Hensoldt, Upgrades

Hensoldt Upgrades Cash Flow Forecast but Shares Slide 10% as Defense Sector Reels from KNDS IPO Jitters

05.06.2026 - 21:14:33 | boerse-global.de

Hensoldt shares fall 11% after raising 2026 free cash flow forecast to 50% of EBITDA, dragged by Ukraine peace talks and KNDS IPO. Record order backlog hits €9.8B.

Hensoldt Stock Plunges 11% Despite Free Cash Flow Guidance Upgrade
Hensoldt - Hensoldt Upgrades Cash Flow Forecast but Shares Slide 10% as Defense Sector Reels from KNDS IPO Jitters 05.06.2026 - Bild: über boerse-global.de

Hensoldt delivered the kind of news that normally cheers shareholders — a sharp upgrade to its free cash flow guidance — yet the market response was anything but upbeat. The Taufkirchen-based sensor specialist saw its stock drop nearly 6% on the same day, and the selling has only accelerated since. Over the past seven trading sessions, the shares have lost about 11%, currently changing hands around €78.50. That leaves them roughly 32% below the 52-week peak of €115.10.

The catalyst for the grim market reaction was an operational improvement that should have been a positive. On 1 June, Hensoldt raised its 2026 forecast for adjusted free cash flow to roughly 50% of adjusted EBITDA, up from an earlier target of around 40%. The driver was higher customer prepayments, reflecting faster procurement processes in Germany. Management framed the upgrade as a sign that conservative planning assumptions had been underpinning the numbers, and analysts noted it fully covers the acquisition cost of the Nedinsco deal. But the market barely blinked: the stock slumped, and two analyst houses sent conflicting signals.

Compounding the pressure is a sector-wide phenomenon that has little to do with Hensoldt's own performance. Any fresh diplomatic overture in the Ukraine conflict triggers reflexive sell-offs in defence stocks, even if the underlying need for military modernisation in Europe remains structurally unchanged. More immediately, the looming initial public offering of tank builder KNDS, expected in summer 2026 with a reported valuation of €15-20 billion, is already sucking capital away from established defence names. Funds with a sector focus may be trimming existing positions to make room for the new entrant, creating an artificial drag on stocks like Hensoldt, Rheinmetall and Renk.

Should investors sell immediately? Or is it worth buying Hensoldt?

On the operational front, the picture remains robust. Hensoldt's order intake in the first quarter reached €1,483 million, more than double the year-earlier figure, powered by contracts for the Schakal and Puma platforms as well as extensions for Eurofighter Mk1 radars. The order backlog swelled 41% to a record €9,801 million, and the book-to-bill ratio of 3.0x underscores not just a few large deals but a structural lift in demand across key European capability gaps. Revenue came in at €496 million, and the full-year target stands at roughly €2.75 billion with an adjusted EBITDA margin of 18.5% to 19.0%.

Yet the market is waiting for proof that record orders can be translated into revenue and profit at the same pace.

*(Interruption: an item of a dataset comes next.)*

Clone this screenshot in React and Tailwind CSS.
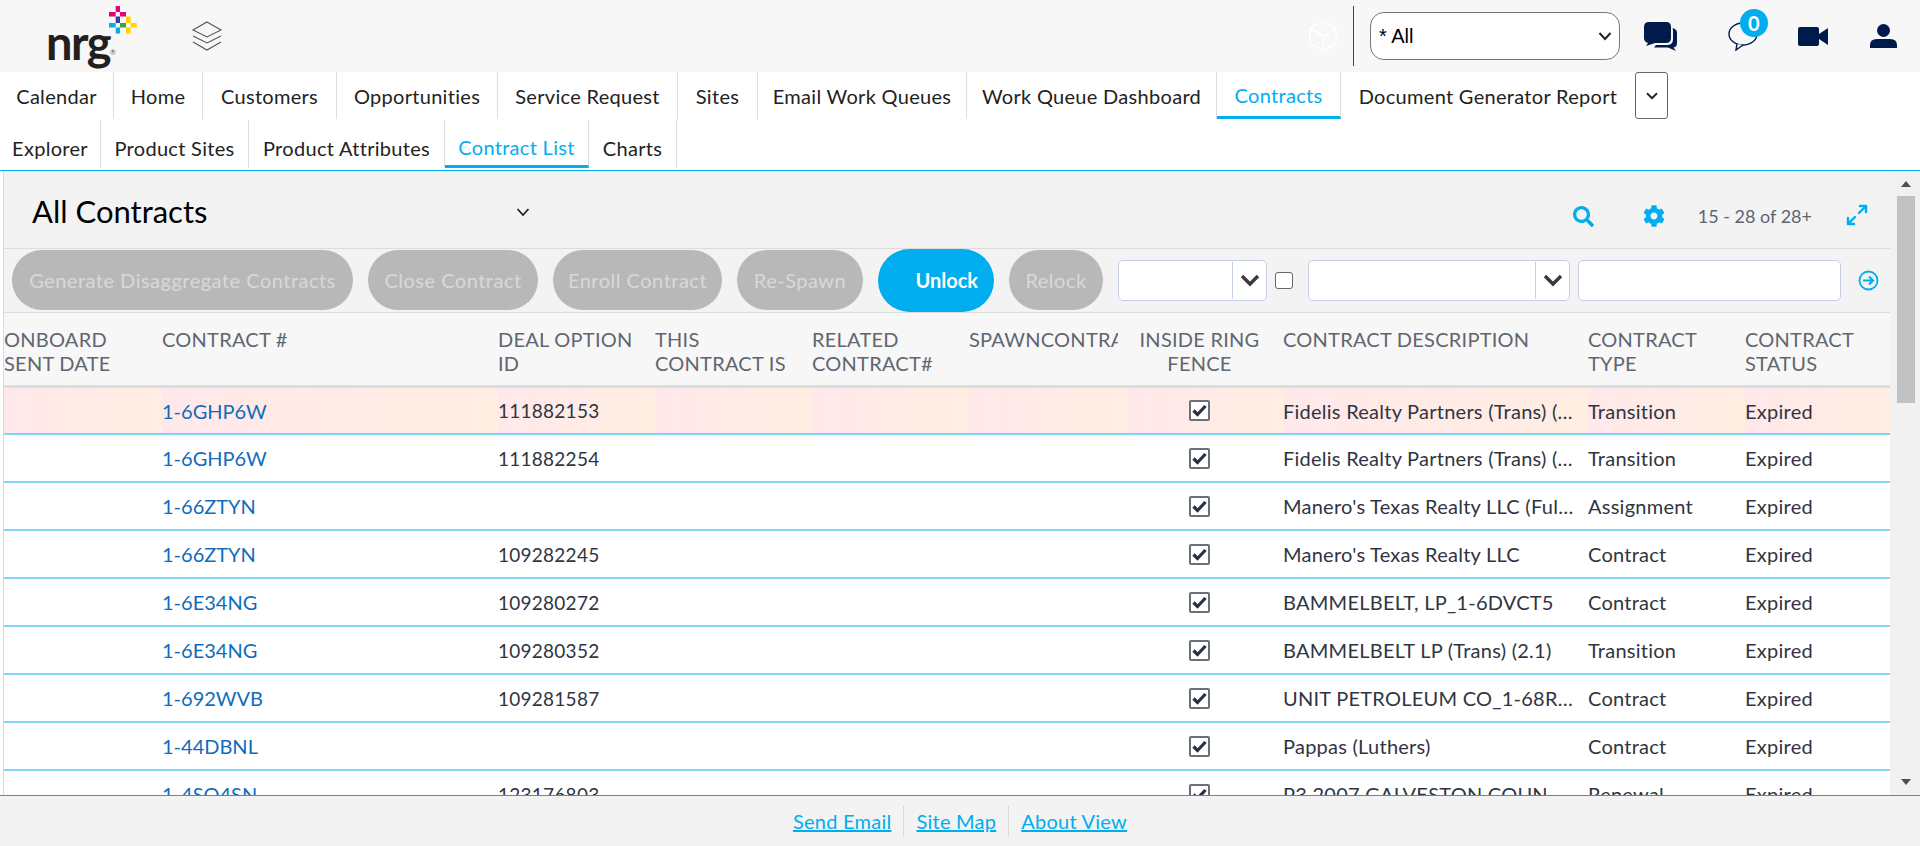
import React from "react";
import { Maximize2, ChevronDown } from "lucide-react";
import { FaSearch, FaCog } from "react-icons/fa";

const tabs = [
  ["Calendar", 114], ["Home", 89], ["Customers", 134], ["Opportunities", 161], ["Service Request", 180],
  ["Sites", 80], ["Email Work Queues", 209], ["Work Queue Dashboard", 250], ["Contracts", 124], ["Document Generator Report", 294],
];
const subTabs = [["Explorer", 101], ["Product Sites", 148], ["Product Attributes", 196], ["Contract List", 144], ["Charts", 88]];

const cols = [158, 336, 157, 157, 157, 158, 156, 305, 157, 145];
const headers = [
  ["ONBOARD", "SENT DATE"], ["CONTRACT #"], ["DEAL OPTION", "ID"], ["THIS", "CONTRACT IS"], ["RELATED", "CONTRACT#"],
  ["SPAWNCONTRACT"], ["INSIDE RING", "FENCE"], ["CONTRACT DESCRIPTION"], ["CONTRACT", "TYPE"], ["CONTRACT", "STATUS"],
];
const rows = [
  ["1-6GHP6W", "111882153", "Fidelis Realty Partners (Trans) (2.1)", "Transition"],
  ["1-6GHP6W", "111882254", "Fidelis Realty Partners (Trans) (2.2)", "Transition"],
  ["1-66ZTYN", "", "Manero's Texas Realty LLC (Full Assignment)", "Assignment"],
  ["1-66ZTYN", "109282245", "Manero's Texas Realty LLC", "Contract"],
  ["1-6E34NG", "109280272", "BAMMELBELT, LP_1-6DVCT5", "Contract"],
  ["1-6E34NG", "109280352", "BAMMELBELT LP (Trans) (2.1)", "Transition"],
  ["1-692WVB", "109281587", "UNIT PETROLEUM CO_1-68RXYZ_Contract", "Contract"],
  ["1-44DBNL", "", "Pappas (Luthers)", "Contract"],
  ["1-4SQ4SN", "123176803", "P3 2007 GALVESTON COUNTY LLC", "Renewal"],
];

function Check() {
  return (
    <span className="inline-flex items-center justify-center w-[21px] h-[21px] border-2 border-[#6b6f7a] bg-white rounded-[2px]">
      <svg width="15" height="13" viewBox="0 0 15 13"><path d="M1.5 6.5 5.5 10.5 13.5 2" fill="none" stroke="#2a3044" strokeWidth="3.2" /></svg>
    </span>
  );
}

function Cell({ w, first, children, className = "" }) {
  return (
    <div
      style={{ width: w }}
      className={`shrink-0 h-full pr-[14px] ${first ? "pt-[1px] bg-gradient-to-r from-[#ffe8ea] to-[#ffeee2]" : "pt-[2px]"} flex items-center overflow-hidden ${className}`}
    >
      <div className="w-full truncate">{children}</div>
    </div>
  );
}

function Combo({ w }) {
  return (
    <div style={{ width: w }} className="h-[41px] shrink-0 flex bg-white border border-[#c5d0e6] rounded-[5px]">
      <div className="flex-1 border-r border-[#c5d0e6] my-[1px]" />
      <div className="w-[33px] flex items-center justify-center">
        <svg width="20" height="14" viewBox="0 0 20 14"><path d="M2 3 10 11 18 3" fill="none" stroke="#3a3a3a" strokeWidth="3.4" /></svg>
      </div>
    </div>
  );
}

function Btn({ w, ml, children }) {
  return (
    <div style={{ width: w, marginLeft: ml }} className="h-[60px] shrink-0 rounded-[30px] bg-[#b8b8b8] text-[#d8d8d8] tracking-[0.5px] flex items-center justify-center">
      {children}
    </div>
  );
}

export default function App() {
  return (
    <div className="w-[1920px] h-[846px] overflow-hidden flex flex-col bg-white font-['Lato',sans-serif] text-[20px] tracking-[0.25px] text-[#222]">
      {/* top bar */}
      <div className="h-[72px] shrink-0 bg-[#f7f7f7] flex items-center">
        <div className="relative w-[140px] h-[72px] shrink-0">
          <span className="absolute left-[46px] top-[17px] text-[47px] leading-[50px] font-bold tracking-[-1.5px] text-[#231f20]">nrg</span>
          <span className="absolute left-[110px] top-[48px] text-[7px] leading-[8px] text-[#555]">®</span>
          <svg className="absolute left-[109px] top-[6px]" width="28" height="28" viewBox="0 0 28 28">
            <rect x="6.700" y="0" width="4.300" height="6" fill="#e6007e" />
            <rect x="0" y="6" width="6.700" height="4.500" fill="#e6007e" />
            <rect x="11" y="6" width="6" height="4.500" fill="#e6007e" />
            <rect x="6.700" y="10.500" width="4.300" height="6.500" fill="#3a3a9c" />
            <rect x="0" y="17" width="6.700" height="4.500" fill="#00aeef" />
            <rect x="11" y="17" width="6" height="4.500" fill="#3aa535" />
            <rect x="6.700" y="21.500" width="4.300" height="6" fill="#00aeef" />
            <rect x="17" y="10.500" width="4.700" height="6.500" fill="#ffd400" />
            <rect x="21.700" y="17" width="6" height="4.500" fill="#ffd400" />
            <rect x="17" y="21.500" width="4.700" height="6" fill="#ffd400" />
          </svg>
        </div>
        <svg className="ml-[51px] shrink-0" width="32" height="30" viewBox="0 0 32 30" fill="none" stroke="#555" strokeWidth="1.1">
          <path d="M16 1 30 9 16 16 2 9Z" />
          <path d="M2 15 16 22 30 15" />
          <path d="M2 21 16 29 30 21" />
        </svg>
        <div className="flex-1" />
        <svg className="mr-[15px] shrink-0" width="30" height="32" viewBox="0 0 30 32" fill="none" stroke="#fff" strokeWidth="1.5">
          <path d="M15 1 28 8.500V23.500L15 31 2 23.500V8.500Z" />
          <path d="M2 8.500 15 16 28 8.500M15 16V31" />
        </svg>
        <div className="w-px h-[60px] bg-[#444] shrink-0" />
        <div className="ml-[16px] w-[250px] h-[48px] shrink-0 rounded-[14px] border border-[#767676] bg-white flex items-center justify-between pl-[8px] pr-[7px] font-['Liberation_Sans',sans-serif] text-[20px] tracking-normal text-black">
          <span>* All</span>
          <svg width="14" height="10" viewBox="0 0 14 10"><path d="M1.5 2 7 8 12.5 2" fill="none" stroke="#222" strokeWidth="2" /></svg>
        </div>
        {/* chat filled */}
        <svg className="ml-[24px] shrink-0" width="33" height="29" viewBox="0 0 33 29">
          <path d="M5 0H22Q27 0 27 5V16Q27 21 22 21H11L2 24 4 21Q0 20 0 16V5Q0 0 5 0Z" fill="#001a4b" />
          <path d="M28.500 6Q33 7 33 11V21Q33 25 29.500 25.500L32 29 24 25.500H10L12 23H23Q29 23 29 17V9Q29 7 28.500 6Z" fill="#001a4b" />
        </svg>
        {/* chat outline with badge */}
        <div className="relative ml-[51px] w-[30px] h-[30px] shrink-0">
          <svg width="30" height="30" viewBox="0 0 30 30" fill="none" stroke="#001a4b" strokeWidth="1.4">
            <ellipse cx="15" cy="13" rx="14" ry="11" />
            <path d="M9 23 8 29 15 24" fill="#f7f7f7" />
          </svg>
          <div className="absolute left-[12px] top-[-12px] w-[28px] h-[28px] rounded-full bg-[#00aeef] text-white text-[20px] font-bold flex items-center justify-center">0</div>
        </div>
        {/* video */}
        <svg className="ml-[40px] shrink-0" width="30" height="19" viewBox="0 0 30 19">
          <rect x="0" y="0" width="21" height="19" rx="2" fill="#001a4b" />
          <path d="M21 7 30 1V18L21 12Z" fill="#001a4b" />
        </svg>
        {/* user */}
        <svg className="ml-[42px] mr-[23px] shrink-0" width="27" height="24" viewBox="0 0 27 24">
          <circle cx="13.500" cy="6.500" r="6.500" fill="#001a4b" />
          <path d="M0 24V21Q0 15 7 15H20Q27 15 27 21V24Z" fill="#001a4b" />
        </svg>
      </div>

      {/* primary tabs */}
      <div className="h-[48px] shrink-0 flex tracking-[0.3px]">
        {tabs.map(([t, w], i) => {
          const active = t === "Contracts";
          return (
            <div key={t} style={{ width: w }} className={`h-[47px] shrink-0 flex items-center justify-center whitespace-nowrap pt-[1px] ${i < 9 ? "border-r border-[#d9dee5]" : ""} ${active ? "border-b-[3px] border-b-[#00aeef] text-[#00aeef]" : ""}`}>
              {t}
            </div>
          );
        })}
        <div className="w-[33px] h-[47px] shrink-0 rounded-[3px] border border-[#666] flex items-center justify-center">
          <ChevronDown size={18} strokeWidth={2.4} color="#222" />
        </div>
      </div>

      {/* secondary tabs */}
      <div className="h-[51px] shrink-0 flex border-b border-[#00aeef] tracking-[0.3px]">
        {subTabs.map(([t, w]) => {
          const active = t === "Contract List";
          return (
            <div key={t} style={{ width: w }} className={`h-[48px] shrink-0 flex items-center justify-center whitespace-nowrap pt-[8px] border-r border-[#d9dee5] ${active ? "border-b-[3px] border-b-[#00aeef] text-[#00aeef]" : ""}`}>
              {t}
            </div>
          );
        })}
      </div>

      {/* main */}
      <div className="flex-1 min-h-0 flex">
        <div className="w-[4px] shrink-0 bg-white border-r border-[#dcdcdc]" />
        <div className="w-[1886px] shrink-0 flex flex-col overflow-hidden">
          <div className="h-[78px] shrink-0 bg-[#f3f3f3] flex items-center border-b border-[#dcdcdc]">
            <span className="ml-[28px] mt-[3px] text-[31px] tracking-normal text-black">All Contracts</span>
            <svg className="ml-[309px] mt-[4px]" width="14" height="10" viewBox="0 0 14 10"><path d="M1.5 2 7 8 12.5 2" fill="none" stroke="#222" strokeWidth="1.8" /></svg>
            <div className="flex-1" />
            <FaSearch className="mt-[13px] text-[#00aeef]" size={21} />
            <FaCog className="ml-[49px] mt-[13px] text-[#00aeef]" size={22} />
            <span className="ml-[33px] mt-[13px] text-[18px] tracking-normal text-[#5d6570]">15 - 28 of 28+</span>
            <Maximize2 className="ml-[33px] mr-[21px] mt-[11px] text-[#00aeef]" size={24} strokeWidth={2.4} />
          </div>
          <div className="h-[64px] shrink-0 bg-[#f3f3f3] border-b border-[#dcdcdc] flex items-center pb-[1px]">
            <Btn w={341} ml={8}>Generate Disaggregate Contracts</Btn>
            <Btn w={170} ml={15}>Close Contract</Btn>
            <Btn w={169} ml={15}>Enroll Contract</Btn>
            <Btn w={126} ml={15}>Re-Spawn</Btn>
            <div className="ml-[15px] w-[116px] h-[63px] shrink-0 rounded-[32px] bg-[#00aeef] text-white font-bold tracking-normal flex items-center justify-end pr-[16px]">Unlock</div>
            <Btn w={94} ml={15}>Relock</Btn>
            <div className="ml-[15px] flex items-center">
              <Combo w={149} />
              <span className="ml-[8px] w-[18px] h-[17px] rounded-[3px] border border-[#666] bg-white" />
              <div className="ml-[15px]"><Combo w={262} /></div>
              <div className="ml-[8px] w-[263px] h-[41px] bg-white border border-[#c5d0e6] rounded-[5px]" />
              <svg className="ml-[17px]" width="21" height="21" viewBox="0 0 21 21" fill="none" stroke="#00aeef" strokeWidth="1.8">
                <circle cx="10.500" cy="10.500" r="9" />
                <path d="M5 10.500H15M11 6.500 15 10.500 11 14.500" strokeWidth="2.2" />
              </svg>
            </div>
          </div>
          <div className="h-[75px] shrink-0 bg-[#f7f7f7] flex border-b-[3px] border-[#dddddd] text-[#5f6670] leading-[24px] pt-[14px]">
            {headers.map((h, i) => (
              <div key={i} style={{ width: cols[i] }} className={`shrink-0 whitespace-nowrap ${i === 6 ? "text-center pr-[11px]" : ""} ${i === 5 ? "pr-[9px]" : ""}`}>
                <div className="overflow-hidden">
                  {h.map((l) => <div key={l}>{l}</div>)}
                </div>
              </div>
            ))}
          </div>
          <div className="flex-1 min-h-0 overflow-hidden">
            {rows.map((r, i) => (
              <div key={i} className={`${i === 0 ? "h-[47px]" : "h-[48px]"} flex border-b-2 border-[#7fd6f7] text-[#2f3542] ${i === 0 ? "bg-[#ffece5]" : "bg-white"}`}>
                <Cell w={cols[0]} first={i === 0} />
                <Cell w={cols[1]} first={i === 0} className="!pt-0"><span className="text-[#0f6cbd] tracking-normal">{r[0]}</span></Cell>
                <Cell w={cols[2]} first={i === 0} className="!pt-0"><span className="text-[19px]">{r[1]}</span></Cell>
                <Cell w={cols[3]} first={i === 0} />
                <Cell w={cols[4]} first={i === 0} />
                <Cell w={cols[5]} first={i === 0} />
                <Cell w={cols[6]} first={i === 0} className="text-center !pr-[11px] !pt-0 pb-[3px]"><Check /></Cell>
                <Cell w={cols[7]} first={i === 0} className="!pt-0">{r[2]}</Cell>
                <Cell w={cols[8]} first={i === 0} className="!pt-0">{r[3]}</Cell>
                <Cell w={cols[9]} first={i === 0} className="!pt-0">Expired</Cell>
              </div>
            ))}
          </div>
        </div>
        {/* scrollbar */}
        <div className="w-[30px] shrink-0 bg-[#f1f1f1] flex">
          <div className="ml-[7px] w-[18px] flex flex-col items-center">
            <svg className="mt-[9px] shrink-0" width="12" height="8" viewBox="0 0 12 8"><path d="M6 1 11 7H1Z" fill="#505050" /></svg>
            <div className="mt-[8px] w-full h-[207px] bg-[#c1c1c1] shrink-0" />
            <div className="flex-1" />
            <svg className="mb-[9px] shrink-0" width="12" height="8" viewBox="0 0 12 8"><path d="M1 1H11L6 7Z" fill="#505050" /></svg>
          </div>
        </div>
      </div>

      {/* footer */}
      <div className="h-[51px] shrink-0 bg-[#f3f3f3] border-t border-[#1e9fd6] flex items-center justify-center text-[#00aeef]">
        <span className="underline pr-[12px] border-r border-[#d9d9d9]">Send Email</span>
        <span className="underline px-[12px] border-r border-[#d9d9d9]">Site Map</span>
        <span className="underline pl-[12px]">About View</span>
      </div>
    </div>
  );
}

The cash flow upgrade was a promising step, but the shares have not responded. A further overhang is China's decision to place Hensoldt on an export control list for dual-use goods. The company says the direct impact is negligible given its minimal Chinese business, but the move puts the spotlight on supply chain dependencies — precisely the vulnerability that the Nedinsco acquisition aims to address by deepening industrial capacity and reducing reliance on non-European suppliers.

Analyst opinions are split. Deutsche Bank Research maintains a "Buy" with a €101 target, while Jefferies sees fair value at €90. mwb Research, however, sticks to a "Sell" recommendation. Technically, the stock sits in a neutral zone: the relative strength index at 45.2 signals neither oversold conditions nor upward momentum, and the price hovers just below the 50-day moving average of €78.85.

All eyes now turn to 31 July, when Hensoldt reports half-year results. That will be the first real test of whether production capacity can keep pace with the swelling order book and whether the political urgency behind European defence spending actually feeds through to scalable, profitable business. Until then, the shares are caught between a strong structural narrative — Germany's 2026 defence budget of roughly €108 billion is a record — and the immediate frictions of capital rotation and geopolitical sentiment.